しかし、すべての通勤手当に適用するわけではありません。
適用される通勤手当は、
(2) 交通機関を利用している人に支給する通勤用定期乗車券
(3) 交通機関又は有料道路を利用するほか、交通用具も使用している人に支給する通勤手当や通勤用定期乗車券
の3項目となります。
「自動車や自転車などの交通用具を使用している人に支給する通勤手当」につきまして、引上げは行われていません。
平成28年1月から3月までは会社によりイレギュラーな対応になる可能性があります
前述の通り、平成28年度の税制改正で「通勤手当の非課税限度額」について平成28年4月から施行されています。
しかし、改正部分の非課税規定が「平成28年1月1日以後に支払われるべき通勤手当」について遡って適用されることとなったために、平成28年1月から3月分までの通勤手当は、改正前の規定(旧規定)を適用して源泉徴収(所得税および復興特別所得税)を行っている場合があります。

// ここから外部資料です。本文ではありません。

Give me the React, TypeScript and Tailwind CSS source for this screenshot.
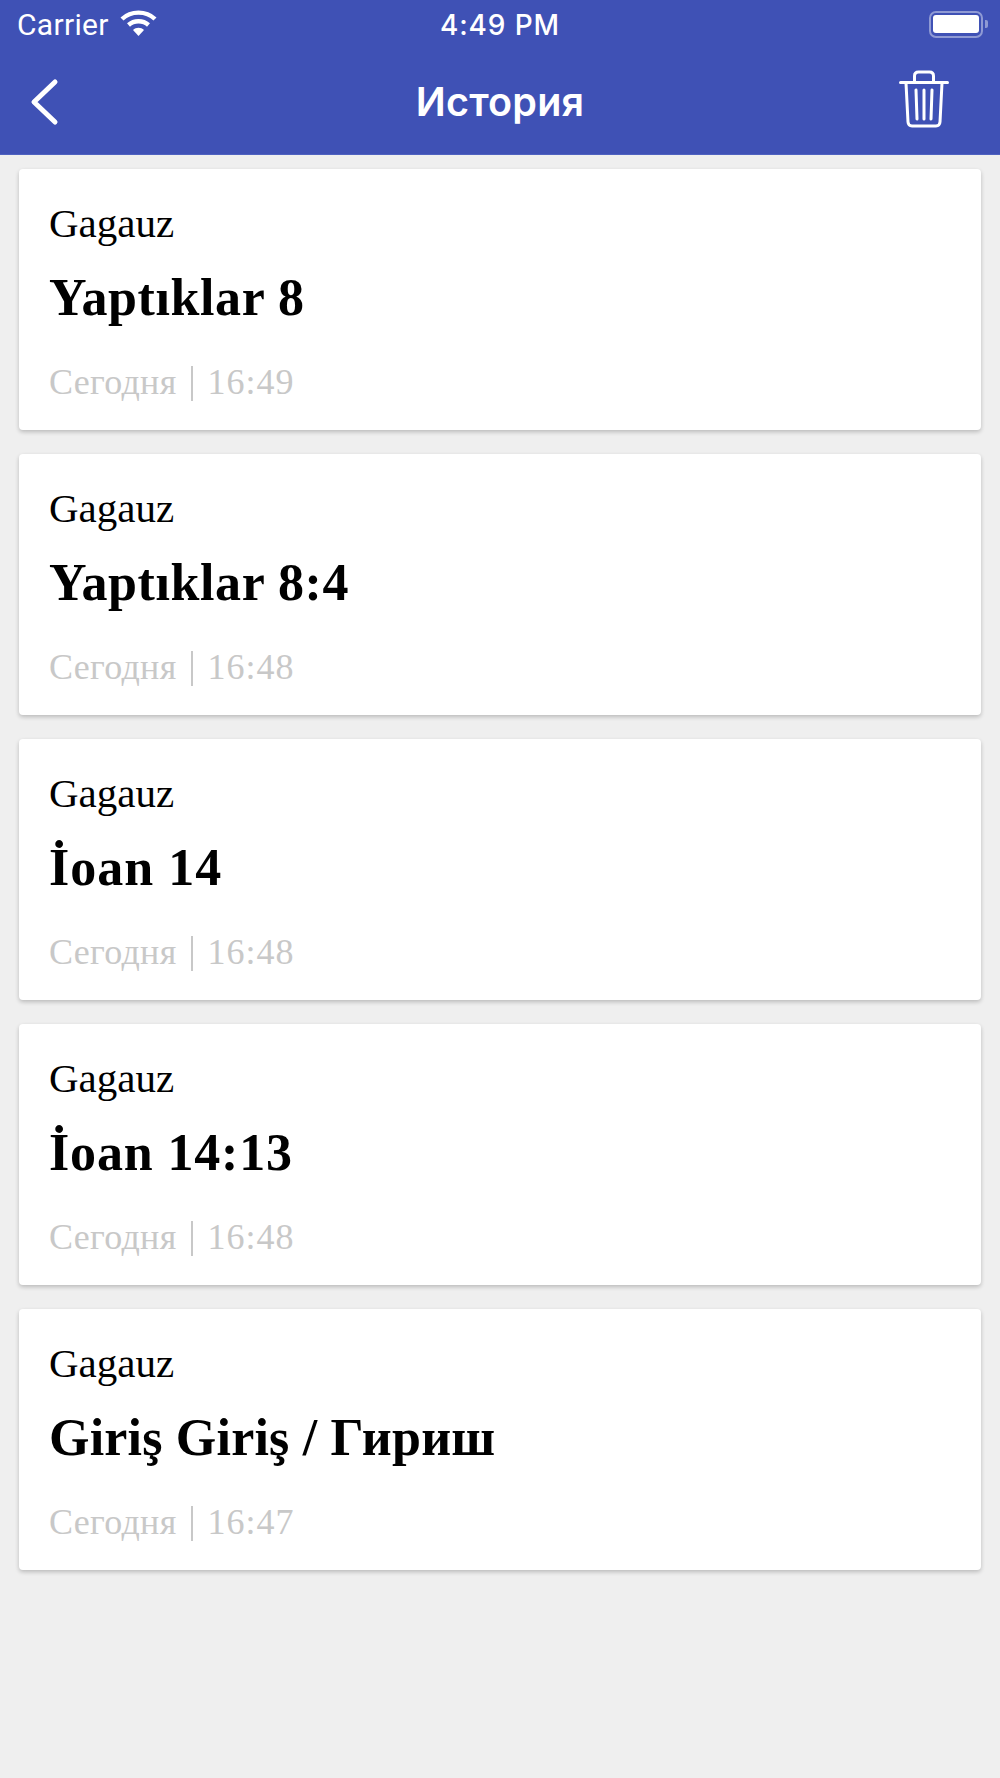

平成28年1月から3月分まで過納となってしまった源泉徴収税は、平成28年の年末調整の際に精算する必要がありますので、注意が必要です。
改正後の規定が適応されない場合
ただし、平成27 年12 月31 日以前に支払われるべき通勤手当で、平成28 年1月1日以後に支払われるものや通勤手当の差額として追加支給されるものにつきましては、改正後の規定は適用されません。
もうすでに、年末調整が終わってしまっていて、平成28年1月から3月分まで過納となってしまった源泉徴収税については、年末調整の「再調整」をする必要があります。
ただし、年末調整の「再調整」ができるのは、1月末までの「給与所得の源泉徴収票」が発行されるまでの期間となります。